Politics

India Drops 36-Year Ban on Rushdie Book, Saying It Can’t Find the Order

India Drops 36-Year Ban on Rushdie Book, Saying It Can’t Find the Order

Before the Iranian fatwa condemning the writer to death, before all the protests and burnings of his book and before the stabbing death of his translator, there was India’s customs notification No. 405/12/88-CUS-III.

India, the writer Salman Rushdie’s home country, became the first place to impose restrictions on his novel “The Satanic Verses” in 1988, just nine days after its initial publication in Britain, because of concerns that some orthodox Muslims would find parts of the book blasphemous. The Indian government issued a bureaucratic order through the Ministry of Finance, Department of Revenue, banning imports of the book.

“Many people around the world will find it strange that it is the finance ministry that gets to decide what Indian readers may or may not read,” Mr. Rushdie wrote at the time.

This week, the 36-year-ban came to an unceremonious end for a fittingly pedantic reason: The original order, from Oct. 5, 1988, is nowhere to be found.

Delhi’s high court ruled that it had no choice but to vacate the ban and allow imports of the book, given that the Central Board of Indirect Taxes and Customs could not produce a copy of the order.

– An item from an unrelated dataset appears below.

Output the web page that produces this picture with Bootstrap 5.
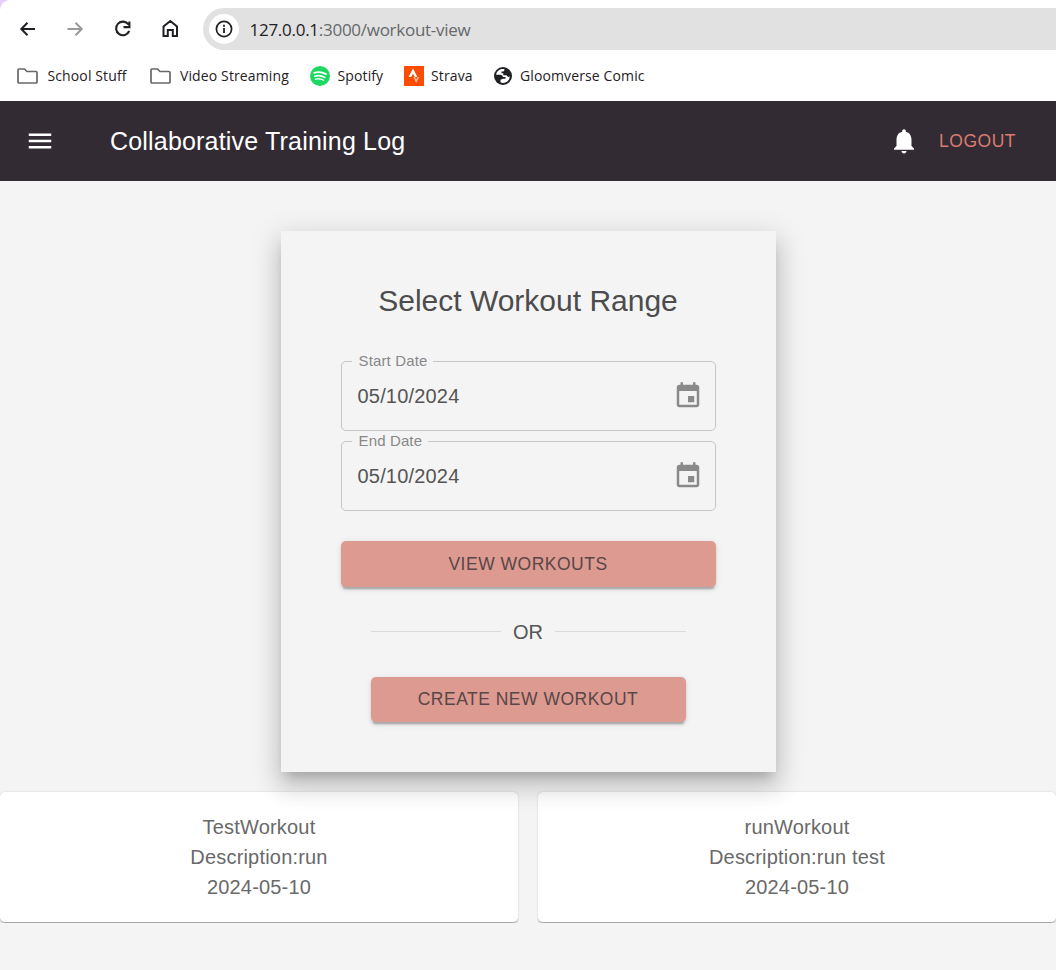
<!DOCTYPE html>
<html lang="en">
<head>
<meta charset="utf-8">
<meta name="viewport" content="width=device-width, initial-scale=1">
<title>Collaborative Training Log</title>
<link href="https://cdn.jsdelivr.net/npm/bootstrap@5.3.0/dist/css/bootstrap.min.css" rel="stylesheet">
<style>
  body { background: #f4f4f4; font-family: "Liberation Sans", Arial, sans-serif; font-size: 20px; line-height: 30px; letter-spacing: .19px; color: #696969; overflow: hidden; }
  svg { display: block; flex: none; }
  .browser { height: 101px; background: #e6cffc; font-family: "Open Sans", "Noto Sans", sans-serif; color: #1f2023; }
  .browser-inner { height: 101px; background: #fff; border-top-left-radius: 10px; }
  .tools { height: 58px; padding-left: 17px; }
  .tools .nav-icon { width: 47.5px; }
  .address { height: 42px; background: #e1e1e1; border-radius: 21px 0 0 21px; padding-left: 6px; margin-left: -4px; }
  .site-info { width: 30px; height: 30px; background: #fff; margin-right: 10.5px; }
  .url { font-size: 17px; letter-spacing: -.27px; color: #66686b; padding-top: 1px; }
  .url b { font-weight: 400; color: #1f2023; }
  .bookmarks { height: 36px; padding-left: 17px; font-size: 14px; letter-spacing: .12px; }
  .bm-label { line-height: 20px; }
  .topbar { height: 80px; background: #322b33; padding: 0 40px 0 25px; color: #fff; }
  .brand-text { font-size: 25px; letter-spacing: .19px; margin-left: 55px; }
  .caps { font-size: 17.5px; letter-spacing: .5px; line-height: 30px; }
  .logout { color: #dd7a71; margin-left: 20px; }
  .range-card { width: 495px; height: 541px; margin-top: 50px; padding: 50px 60px 0; position: relative; z-index: 1; background: #f4f4f4;
    box-shadow: 0 8.75px 10px -5px rgba(0,0,0,.17), 0 15px 21.25px 2.5px rgba(0,0,0,.12), 0 6.25px 27.5px 5px rgba(0,0,0,.1); }
  .range-title { font-size: 30px; line-height: 40px; letter-spacing: 0; color: #4c4c4c; margin-bottom: 40px; }
  .date-box { height: 70px; border: 1px solid #c6c6c6; border-radius: 5px; padding: 0 12px 0 16px; position: relative; color: #555; }
  .date-box + .date-box { margin-top: 10px; }
  .date-tag { position: absolute; left: 10px; top: -11px; padding: 0 6px 0 7px; font-size: 15px; letter-spacing: .14px; line-height: 20px; background: #f4f4f4; color: #888; }
  .action { background: #dd9a91; color: #584747; border: 0; border-radius: 5px; height: 46px; padding: 0;
    box-shadow: 0 3.75px 1.25px -2.5px rgba(0,0,0,.16), 0 2.5px 2.5px 0 rgba(0,0,0,.11), 0 1.25px 6.25px 0 rgba(0,0,0,.1); }
  .action-short { height: 45px; padding-bottom: 1px; }
  .rule { height: 1px; background: #dadada; }
  .workout { height: 131px; background: #fff; border-radius: 5px; padding-top: 20px; border-bottom: 1px solid #a6a6a6;
    box-shadow: 0 .5px 2px 0 rgba(0,0,0,.18); }
</style>
</head>
<body>
<header class="browser">
  <div class="browser-inner">
    <div class="tools d-flex align-items-center">
      <div class="nav-icon"><svg width="22" height="22" viewBox="0 0 22 22" fill="none" stroke="#1f2023" stroke-width="2"><path d="M18 11H4.500M10.500 4.800L4.300 11l6.200 6.200"/></svg></div>
      <div class="nav-icon"><svg width="22" height="22" viewBox="0 0 22 22" fill="none" stroke="#999" stroke-width="2"><path d="M2.500 11H16M10.500 4.800l6.200 6.200L10.500 17.200"/></svg></div>
      <div class="nav-icon"><svg width="22" height="22" viewBox="0 0 22 22" fill="none" stroke="#1f2023" stroke-width="2.100"><path d="M16.500 6.500A6.800 6.800 0 1 0 17.200 13M17.400 3.500v5.600H11.500"/></svg></div>
      <div class="nav-icon"><svg width="22" height="22" viewBox="0 0 22 22" fill="none" stroke="#1f2023" stroke-width="2"><path d="M3.500 18V8.500L10.300 3 17 8.500V18H12.800v-6H7.800V18Z"/></svg></div>
      <div class="address flex-grow-1 d-flex align-items-center">
        <span class="site-info rounded-circle d-flex align-items-center justify-content-center"><svg width="18" height="18" viewBox="0 0 18 18"><circle cx="9" cy="9" r="7.600" fill="none" stroke="#1f2023" stroke-width="1.700"/><path d="M9 8v5M9 4.800v2" stroke="#1f2023" stroke-width="1.800"/></svg></span>
        <span class="url text-nowrap"><b>127.0.0.1</b>:3000/workout-view</span>
      </div>
    </div>
    <nav class="bookmarks d-flex align-items-center text-nowrap">
      <svg width="21" height="16" viewBox="0 0 21 16" fill="none" stroke="#66686b" stroke-width="1.700"><path d="M1 2q0-1 1-1h5.500l2.500 2.500h9q1 0 1 1V14q0 1-1 1H2q-1 0-1-1Z"/></svg>
      <span class="bm-label" style="margin-left:9.5px;width:102.500px">School Stuff</span>
      <svg width="21" height="16" viewBox="0 0 21 16" fill="none" stroke="#66686b" stroke-width="1.700"><path d="M1 2q0-1 1-1h5.500l2.500 2.500h9q1 0 1 1V14q0 1-1 1H2q-1 0-1-1Z"/></svg>
      <span class="bm-label" style="margin-left:9px;width:130px">Video Streaming</span>
      <svg width="20" height="20" viewBox="0 0 20 20"><circle cx="10" cy="10" r="10" fill="#1ed760"/><g fill="none" stroke="#fff" stroke-linecap="round"><path d="M4.200 6.800q6.300-1.800 11.800 1.300" stroke-width="1.900"/><path d="M4.800 10.200q5.300-1.500 10 1.200" stroke-width="1.600"/><path d="M5.300 13.200q4.400-1.200 8.300 1" stroke-width="1.300"/></g></svg>
      <span class="bm-label" style="margin-left:7.5px;width:66.5px">Spotify</span>
      <svg width="20" height="20" viewBox="0 0 20 20"><path fill="#fc4c02" d="M0 0h20v20H0z"/><path fill="#fff" d="M9 2.500 4.500 11h2.700L9 7.700l1.800 3.300h2.600Z"/><path fill="#ffb08c" d="M9.200 11h1.900l1.100 2.200 1.200-2.200h2L12.200 17Z"/></svg>
      <span class="bm-label" style="margin-left:7px;width:63px">Strava</span>
      <svg width="18" height="18" viewBox="0 0 18 18"><circle cx="9" cy="9" r="9" fill="#1f2023"/><path fill="#fff" d="M10.500 2.200C6 1.300 2.500 4 2.200 7.800H6.500Q8.800 8 9 10h2.500v1.800H8.800Q8 12.500 6.500 12.800V15.300Q9 16.500 12 15.200 15.500 13.500 15.800 9.500L14 10 12.500 8.300H9.300V6.300H7.500V4.600H9.300Q10.500 4 10.500 2.200Z"/></svg>
      <span class="bm-label" style="margin-left:8px">Gloomverse Comic</span>
    </nav>
  </div>
</header>

<nav class="topbar d-flex align-items-center">
  <svg width="30" height="30" viewBox="0 0 24 24" fill="#fff"><path d="M3 18h18v-2H3zm0-5h18v-2H3zm0-7v2h18V6z"/></svg>
  <span class="brand-text">Collaborative Training Log</span>
  <svg class="ms-auto" width="30" height="30" viewBox="0 0 24 24" fill="#fff"><path d="M12 22c1.100 0 2-.9 2-2h-4c0 1.100.890 2 2 2m6-6v-5c0-3.070-1.640-5.640-4.500-6.320V4c0-.830-.670-1.500-1.500-1.500s-1.500.670-1.500 1.500v.680C7.630 5.360 6 7.920 6 11v5l-2 2v1h16v-1z"/></svg>
  <span class="caps logout">LOGOUT</span>
</nav>

<main>
  <section class="range-card mx-auto">
    <h1 class="range-title text-center fw-normal text-nowrap">Select Workout Range</h1>
    <div class="date-box d-flex align-items-center justify-content-between">
      <span class="date-tag">Start Date</span><span>05/10/2024</span>
      <svg width="30" height="30" viewBox="0 0 24 24" fill="#8a8a8a"><path d="M17 12h-5v5h5zM16 1v2H8V1H6v2H5c-1.110 0-1.990.9-1.990 2L3 19c0 1.100.890 2 2 2h14c1.100 0 2-.9 2-2V5c0-1.100-.9-2-2-2h-1V1zm3 18H5V8h14z"/></svg>
    </div>
    <div class="date-box d-flex align-items-center justify-content-between">
      <span class="date-tag">End Date</span><span>05/10/2024</span>
      <svg width="30" height="30" viewBox="0 0 24 24" fill="#8a8a8a"><path d="M17 12h-5v5h5zM16 1v2H8V1H6v2H5c-1.110 0-1.990.9-1.990 2L3 19c0 1.100.890 2 2 2h14c1.100 0 2-.9 2-2V5c0-1.100-.9-2-2-2h-1V1zm3 18H5V8h14z"/></svg>
    </div>
    <button class="action caps d-block w-100" style="margin-top:30px">VIEW WORKOUTS</button>
    <div style="padding:0 30px">
      <div class="d-flex align-items-center" style="height:30px;margin:29px 0 31px">
        <span class="rule flex-grow-1"></span><span style="padding:2px 12px 0;letter-spacing:0;color:#555">OR</span><span class="rule flex-grow-1"></span>
      </div>
      <button class="action action-short caps d-block w-100">CREATE NEW WORKOUT</button>
    </div>
  </section>
  <section class="d-flex text-center" style="gap:20px;margin-top:20px">
    <article class="workout flex-fill w-50"><div>TestWorkout</div><div>Description:run</div><div>2024-05-10</div></article>
    <article class="workout flex-fill w-50"><div>runWorkout</div><div>Description:run test</div><div>2024-05-10</div></article>
  </section>
</main>
<script src="https://cdn.jsdelivr.net/npm/bootstrap@5.3.0/dist/js/bootstrap.bundle.min.js"></script>
</body>
</html>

“What emerges is that none of the respondents could produce the said notification dated 05.10.1988 with which the petitioner is purportedly aggrieved,” the court wrote in its decision, dated Tuesday. “We have no other option except to presume that no such notification exists, and therefore, we cannot examine the validity thereof.”

The petitioner, Sandipan Khan, a 50-year-old living in Delhi and Kolkata, said he became curious about the novel in 2017 and went to bookstores in search of it. He was told that there was some kind of ban and that it wasn’t available in the country.

“When something is banned, it piques your interest,” he said in an interview. “Why was a book by an eminent writer, a Booker Prize winner, banned?”

Wanting to find out why the book was banned, Mr. Khan filed a public information request with one ministry, only to have his request sent to another, then another, before he ultimately was told that the order wasn’t available. When he mentioned the ordeal to a friend who happened to be an attorney, the friend suggested they file a petition challenging the constitutionality of the ban, Mr. Khan said.

After the initial petition was filed in 2019, the bureaucratic labyrinth continued — the case kept dragging on as customs officials searched for the document, said the attorney, Uddyam Mukherjee.

In the end, the officials came up short, and the court never got to weighing the question of whether a ban would be a violation of India’s constitution, Mr. Mukherjee said.

“We can’t call it a freedom of expression judgment,” he said. “The judgment stemmed from the bureaucracy’s inefficiency in producing the document.”

It’s not clear if the lifting of the customs ban means the book will be available on shelves in India any time soon. New bureaucratic restrictions could be imposed, and book reviewers said getting shipments of books in India can be an onerous process with many pitfalls.

The book has also been available to readers in India through a variety of websites — but downloading it would have technically violated the ban. Mr. Khan said he didn’t want to break the law to surreptitiously read the book.

There has never been a legal ban against the book being published in India, as there had been in other countries, including Bangladesh, Sudan and Sri Lanka. Penguin India, the local arm of the book’s British publisher, decided at the time not to locally publish the book, which fictionalizes parts of the life of the Prophet Muhammad, after a literary adviser raised concerns that it could be taken as offensive.

The ban touched off heated debates in India at the time about whether politicians were pandering to Muslim voters, and about the freedom of expression. The book’s publication in the United States in early 1989 led to far more violent protests across the world. Several people were killed in riots in Mumbai and other parts of India.

Mr. Rushdie has denied the book was about the Prophet Muhammad or about Islam, writing that it was rather “about migration, metamorphosis, divided selves, love, death, London and Bombay.” In a letter published in The New York Times in 1988 addressed to then prime minister Rajiv Gandhi, he bemoaned his book “being used as a political football” and argued that the ban was anti-democratic and an embarrassment for India’s democracy.

Representatives of Mr. Rushdie did not immediately respond to requests for comment. After the publication of his memoir recounting the 2022 knife attack that left him blind in one eye and nearly killed him, Mr. Rushdie said he never saw himself as a symbol. “I’m just me. I’m just somebody who’s trying to be a writer, trying to do his best. And that’s all I’ve ever wanted to be,” he said.

As for Mr. Khan, he said he is in no hurry seven years after first taking an interest the book. He has yet to place an order.

“I will consult with my lawyer first,” he said. “Plus, it is open to anyone else in the country now to place the order.”